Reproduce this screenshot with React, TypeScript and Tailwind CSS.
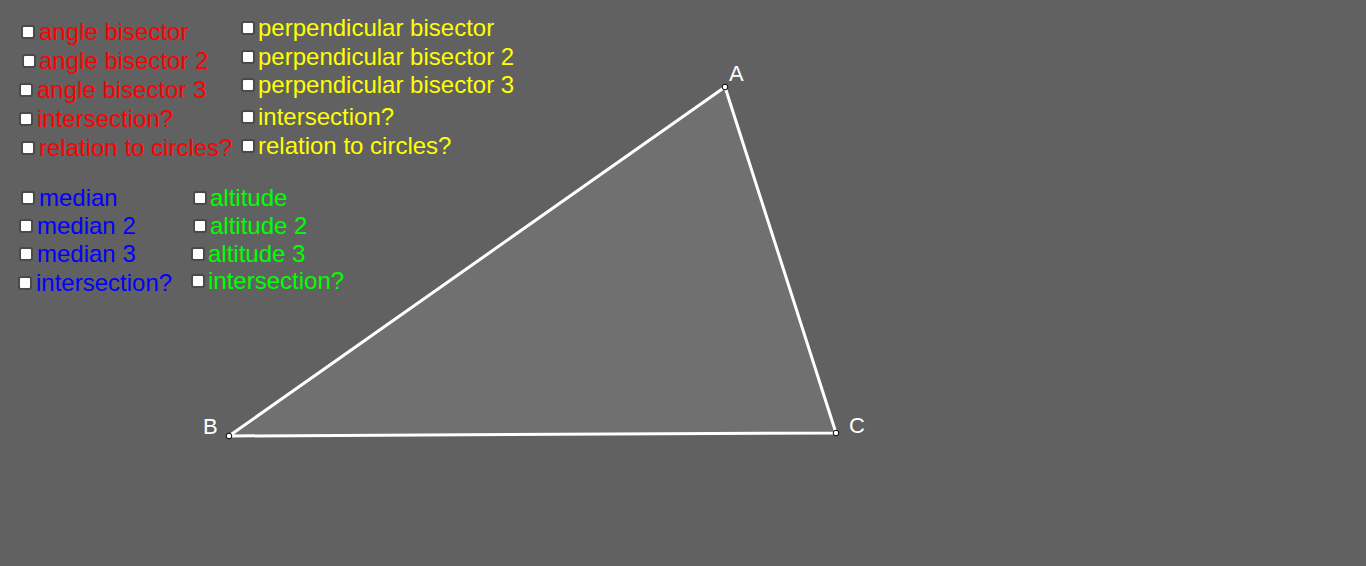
import React from 'react';

type Toggle = { label: string; x: number; y: number; color: string; tx: number };

// x/y = checkbox top-left on the canvas, tx = where the caption starts
const toggles: Toggle[] = [
  { label: 'angle bisector', x: 22, y: 26, tx: 39, color: 'text-[#ff0000]' },
  { label: 'angle bisector 2', x: 23, y: 55, tx: 39, color: 'text-[#ff0000]' },
  { label: 'angle bisector 3', x: 20, y: 84, tx: 37, color: 'text-[#ff0000]' },
  { label: 'intersection?', x: 20, y: 113, tx: 37, color: 'text-[#ff0000]' },
  { label: 'relation to circles?', x: 22, y: 142, tx: 39, color: 'text-[#ff0000]' },
  { label: 'perpendicular bisector', x: 242, y: 22, tx: 258, color: 'text-[#ffff00]' },
  { label: 'perpendicular bisector 2', x: 242, y: 51, tx: 258, color: 'text-[#ffff00]' },
  { label: 'perpendicular bisector 3', x: 242, y: 79, tx: 258, color: 'text-[#ffff00]' },
  { label: 'intersection?', x: 242, y: 111, tx: 258, color: 'text-[#ffff00]' },
  { label: 'relation to circles?', x: 242, y: 140, tx: 258, color: 'text-[#ffff00]' },
  { label: 'median', x: 22, y: 192, tx: 39, color: 'text-[#0000ff]' },
  { label: 'median 2', x: 20, y: 220, tx: 37, color: 'text-[#0000ff]' },
  { label: 'median 3', x: 20, y: 248, tx: 37, color: 'text-[#0000ff]' },
  { label: 'intersection?', x: 19, y: 277, tx: 36, color: 'text-[#0000ff]' },
  { label: 'altitude', x: 194, y: 192, tx: 210, color: 'text-[#00ff00]' },
  { label: 'altitude 2', x: 194, y: 220, tx: 210, color: 'text-[#00ff00]' },
  { label: 'altitude 3', x: 192, y: 248, tx: 208, color: 'text-[#00ff00]' },
  { label: 'intersection?', x: 192, y: 275, tx: 208, color: 'text-[#00ff00]' },
];

const A = { x: 725, y: 87 };
const B = { x: 229, y: 436 };
const C = { x: 836, y: 433 };

const CheckItem: React.FC<{ t: Toggle }> = ({ t }) => (
  <label
    className="absolute flex items-center cursor-pointer select-none"
    style={{ left: t.x - 1, top: t.y - 6 }}
  >
    <span className="w-[14px] h-[14px] shrink-0 rounded-[3px] border-2 border-[#4a4a4a] bg-white" />
    <span
      className={`text-[24px] leading-[24px] whitespace-nowrap ${t.color}`}
      style={{ marginLeft: t.tx - t.x - 13 }}
    >
      {t.label}
    </span>
  </label>
);

export default function App() {
  return (
    <div className="relative w-full h-[566px] overflow-hidden bg-[#616161] font-['Liberation_Sans',Arial,sans-serif]">
      <svg className="absolute inset-0" width="1366" height="566">
        <polygon
          points={`${A.x},${A.y} ${B.x},${B.y} ${C.x},${C.y}`}
          fill="#707070"
          stroke="#ffffff"
          strokeWidth="3"
          strokeLinejoin="round"
        />
        {[A, B, C].map((p, i) => (
          <circle key={i} cx={p.x} cy={p.y} r="2.8" fill="#ffffff" stroke="#000000" strokeWidth="1" />
        ))}
        <g fill="#ffffff" fontFamily="'Liberation Sans', Arial, sans-serif" fontSize="22">
          <text x="729" y="81">A</text>
          <text x="203" y="434">B</text>
          <text x="849" y="433">C</text>
        </g>
      </svg>

      {toggles.map((t, i) => (
        <CheckItem key={i} t={t} />
      ))}
    </div>
  );
}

================================

EXERCISE: Every line from the start of the listing above through the line with "string; x: number;" should be repeated exactly; skip the pictures and add nothing else.

COMPLETE OUTPUT:
Reproduce this screenshot with React, TypeScript and Tailwind CSS.
import React from 'react';

type Toggle = { label: string; x: number; y: number; color: string; tx: number };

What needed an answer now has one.